Cuffee (Clapp) Grandison (ABT 1742-1832) was enslaved and mustered on March 1, 1777, by Daniel Souter, as a private in Captain Newcomb’s Massachusetts Independent Company in Hull, He was “stationed at the Garnet for the defense of Plymouth Harbor “to protect the defenses of the town of Boston” from an anticipated English naval invasion. After the war, upon manumission the family bravely changed their enslaved surname from Clapp to Grandison. Cuffee’s two sons also enlisted in the Continental Army and became war heroes.
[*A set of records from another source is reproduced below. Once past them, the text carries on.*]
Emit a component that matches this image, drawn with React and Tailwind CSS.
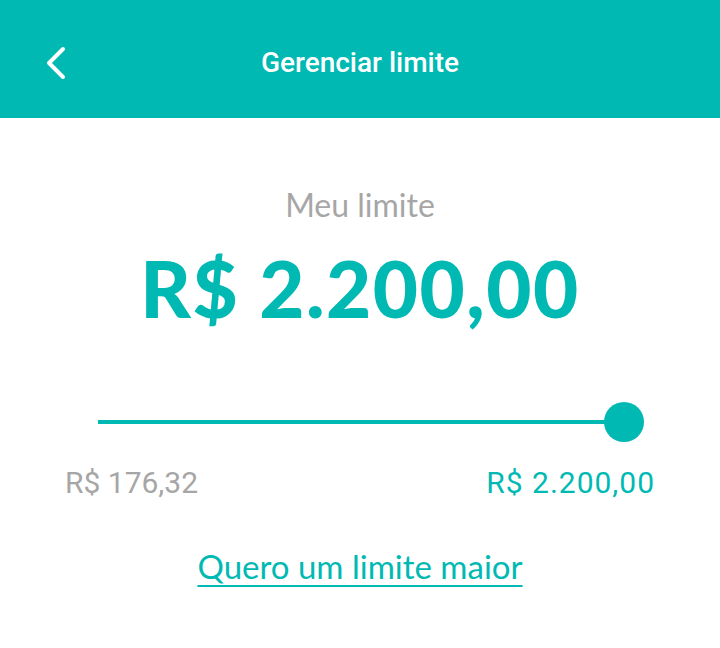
export default function App() {
  return (
    <div className="w-[720px] h-[648px] bg-white flex flex-col" style={{ fontFamily: 'Lato, sans-serif' }}>
      <header className="h-[118px] bg-[#00b9b3] flex items-center relative px-[44px] pt-[6px]">
        <svg width="24" height="34" viewBox="0 0 24 34" fill="none" className="mt-[2px]">
          <polyline points="19,3 5,17 19,31" stroke="white" strokeWidth="4" strokeLinecap="round" strokeLinejoin="round" />
        </svg>
        <h1 className="absolute inset-x-0 text-center text-white text-[28px] font-medium pointer-events-none pt-[2px]" style={{ fontFamily: 'Roboto, sans-serif' }}>
          Gerenciar limite
        </h1>
      </header>

      <main className="flex flex-col items-center">
        <p className="pt-[71px] text-[32px] leading-none text-[#a6a6a6]">Meu limite</p>
        <p className="mt-[28px] text-[78px] leading-none font-black text-[#00b9b3] tracking-[1.5px]">R$ 2.200,00</p>

        <div className="mt-[75px] w-full pl-[98px] pr-[76px] flex items-center">
          <div className="flex-1 h-[4px] bg-[#00b9b3]" />
          <div className="w-[40px] h-[40px] rounded-full bg-[#00b9b3] -ml-[6px]" />
        </div>

        <div className="mt-[26px] w-full px-[65px] flex justify-between text-[30px] leading-none" style={{ fontFamily: 'Roboto, sans-serif' }}>
          <span className="text-[#a6a6a6]">R$ 176,32</span>
          <span className="text-[#00b9b3] tracking-[1px]">R$ 2.200,00</span>
        </div>

        <a href="#" className="mt-[52px] text-[33px] leading-none text-[#00b9b3] underline underline-offset-[6px] decoration-2">
          Quero um limite maior
        </a>
      </main>
    </div>
  );
}
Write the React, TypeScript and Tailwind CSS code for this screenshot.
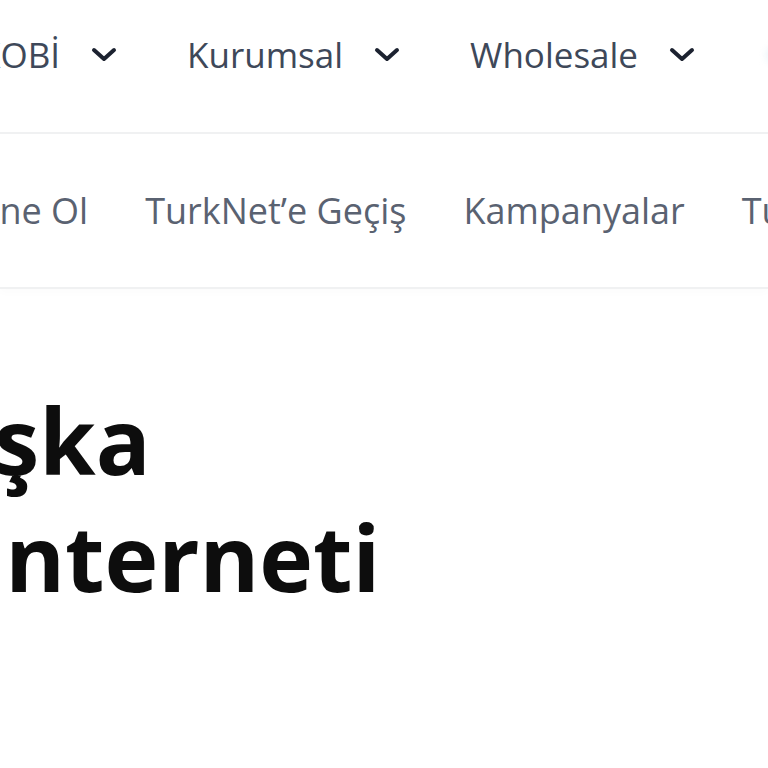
import React from "react";

/* ─── Nav data ─────────────────────────────────────────────────────── */

const TOP_MENU = ["KOBİ", "Kurumsal", "Wholesale"];

const SUB_MENU = ["Abone Ol", "TurkNet’e Geçiş", "Kampanyalar", "TurkNet Dünyası"];

/* ─── Chevron ──────────────────────────────────────────────────────── */

function Chevron() {
  return (
    <svg width="28" height="18" viewBox="0 0 28 18" fill="none" className="shrink-0">
      <polyline
        points="4,4 14,13 24,4"
        stroke="#1c2230"
        strokeWidth="4"
        strokeLinecap="round"
        strokeLinejoin="round"
      />
    </svg>
  );
}

/* ─── Page ─────────────────────────────────────────────────────────── */

export default function App() {
  return (
    <div
      className="h-[768px] w-[768px] overflow-hidden bg-white"
      style={{ fontFamily: '"Open Sans", "Noto Sans", sans-serif' }}
    >
      {/* top menu */}
      <div className="border-b-2 border-[#f0f1f2] pb-[22px]">
        <nav className="-ml-[21px] flex h-[110px] items-center gap-[69px] whitespace-nowrap">
          {TOP_MENU.map((item) => (
            <div key={item} className="flex items-center gap-[30px]">
              <span className="text-[35px] font-medium text-[#3e4859]">{item}</span>
              <Chevron />
            </div>
          ))}
          <div className="h-[20px] w-[30px] shrink-0 rounded-full bg-gradient-to-r from-[#eef8fc] to-[#fdeeee] blur-[3px]" />
        </nav>
      </div>

      {/* sub menu */}
      <div className="border-b-2 border-[#f0f1f2] shadow-[0_4px_8px_rgba(0,0,0,0.015)]">
        <nav className="-ml-[67px] flex h-[153px] items-center gap-[57px] whitespace-nowrap">
          {SUB_MENU.map((item) => (
            <span key={item} className="text-[36px] text-[#5a6271]">
              {item}
            </span>
          ))}
        </nav>
      </div>

      {/* hero heading */}
      <h1 className="mt-[93px] whitespace-nowrap text-[91px] font-bold leading-[117px] text-[#0d0d0d]">
        <span className="-ml-[122px] block">Başka</span>
        <span className="-ml-[25px] block">İnterneti</span>
      </h1>
    </div>
  );
}
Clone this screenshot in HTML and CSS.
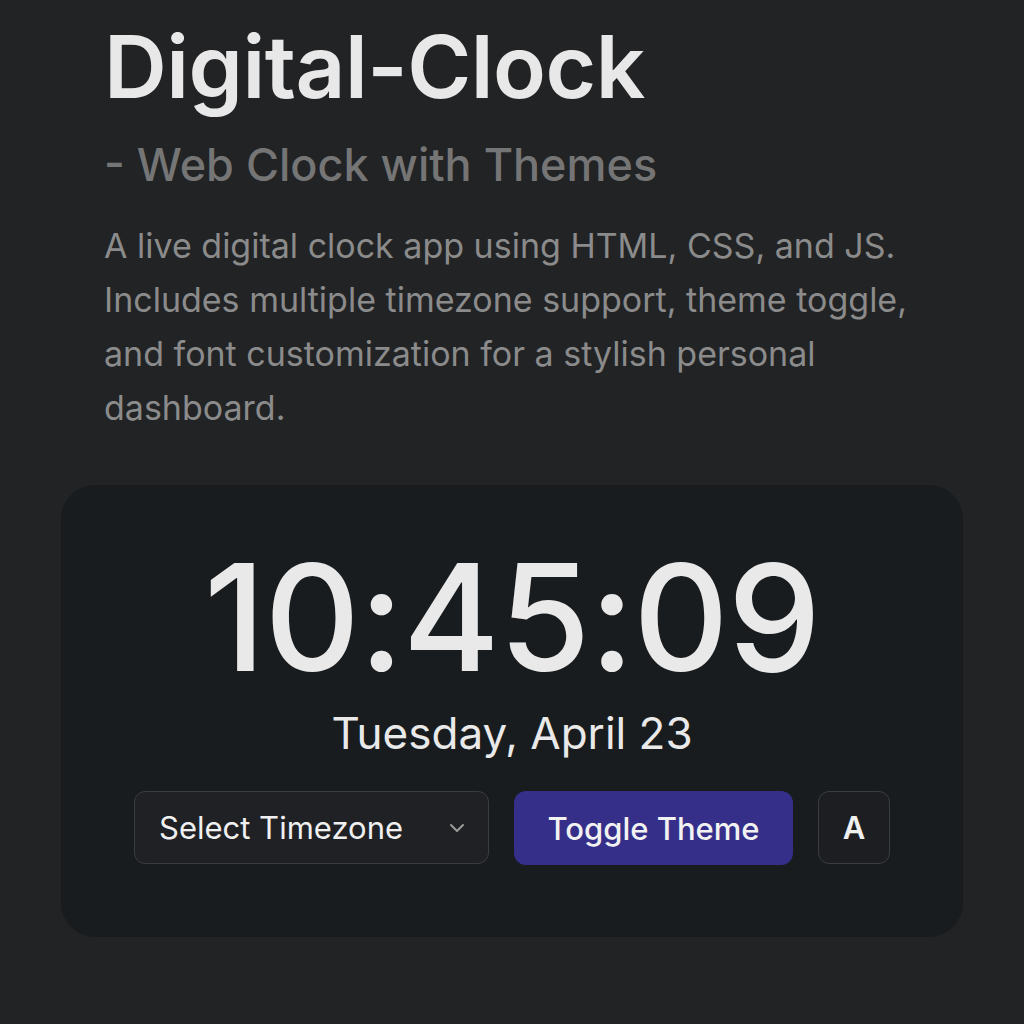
FILE: index.html
```html
<!DOCTYPE html>
<html lang="en">
<head>
<meta charset="utf-8">
<title>Digital-Clock</title>
<link rel="stylesheet" href="styles.css">
</head>
<body>
<main class="page">
  <header class="intro">
    <h1 class="title">Digital-Clock</h1>
    <h2 class="subtitle">- Web Clock with Themes</h2>
    <p class="desc">A live digital clock app using HTML, CSS, and JS. Includes multiple timezone support, theme toggle, and font customization for a stylish personal dashboard.</p>
  </header>
  <section class="card">
    <div class="time">10:45:09</div>
    <div class="date">Tuesday, April 23</div>
    <div class="controls">
      <div class="select">
        <span>Select Timezone</span>
        <svg class="chev" width="18" height="12" viewBox="0 0 18 12"><path d="M3 3l6 6 6-6" fill="none" stroke="#9a9a9a" stroke-width="2" stroke-linecap="round" stroke-linejoin="round"/></svg>
      </div>
      <button class="toggle">Toggle Theme</button>
      <button class="font">A</button>
    </div>
  </section>
</main>
</body>
</html>
```
FILE: styles.css
```css
* { box-sizing: border-box; }
html, body { margin: 0; padding: 0; }
body {
  background: #222325;
  font-family: Inter, "Noto Sans", sans-serif;
  color: #e6e6e6;
  width: 1024px;
  height: 1024px;
  overflow: hidden;
}
.page {
  padding: 0 61px;
}
.intro {
  padding: 0 0 0 43px;
}
.title {
  margin: 0;
  padding-top: 17px;
  font-size: 87px;
  font-weight: 600;
  line-height: 100px;
  letter-spacing: -0.5px;
  color: #e8e8e8;
}
.subtitle {
  margin: 0;
  margin-top: 18px;
  font-size: 45px;
  font-weight: 500;
  line-height: 60px;
  color: #757575;
}
.desc {
  margin: 24px 0 0;
  font-size: 34px;
  font-weight: 400;
  line-height: 54px;
  color: #8b8b8b;
  max-width: 830px;
}
.card {
  margin-top: 50px;
  width: 902px;
  height: 452px;
  background: #191c1e;
  border-radius: 34px;
  display: flex;
  flex-direction: column;
  align-items: center;
  padding-top: 53px;
}
.time {
  font-size: 148px;
  font-weight: 500;
  line-height: 160px;
  color: #e9e9e9;
  letter-spacing: -1px;
}
.date {
  margin-top: 7px;
  font-size: 44px;
  line-height: 56px;
  color: #e9e9e9;
}
.controls {
  margin-top: 30px;
  display: flex;
  gap: 25px;
}
.select {
  width: 355px;
  height: 73px;
  border: 1.5px solid #3a3c40;
  border-radius: 11px;
  background: #1f2124;
  display: flex;
  align-items: center;
  justify-content: space-between;
  padding: 0 22px 0 24px;
  font-size: 31px;
  color: #f0f0f0;
}
button {
  font-family: inherit;
  cursor: pointer;
}
.toggle {
  width: 279px;
  height: 74px;
  border: none;
  border-radius: 12px;
  background: #352f8a;
  color: #f2f2f2;
  font-size: 31px;
  font-weight: 500;
}
.font {
  width: 72px;
  height: 73px;
  border: 1.5px solid #3a3c40;
  border-radius: 11px;
  background: #1c1e21;
  color: #f0f0f0;
  font-size: 31px;
  font-weight: 600;
}
```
The sons Charles (Clapp) Grandison and Simeon (Clapp) Grandison enlisted in the 11th Massachusetts Regiment, under the command of Colonel Ebenezer Francis, where they were at the siege of Fort Ticonderoga. As part of the heroic rearguard during the evacuation, they were present when Colonel Francis was killed at the Battle on Monument Hill at Hubbardton. Charles and Simeon were then transferred to the iconic regiment commonly known as the Vermont Green Mountain Boys under the command of Colonel Seth Warner where they were recognized for their involvement during the successful Saratoga Campaign at the Battle of Bennington. Afterwards they along with Colonel Warner were prisoners of war for eighteen months. These brave men are documented in our registry as the 6th great-grandfather of our Treasurer General Douglas Cornwall and SOFAFEA member Harold R. Cornwall and is the 7th great-grandfather of our SOFAFEA member Quincy J. Cornwall.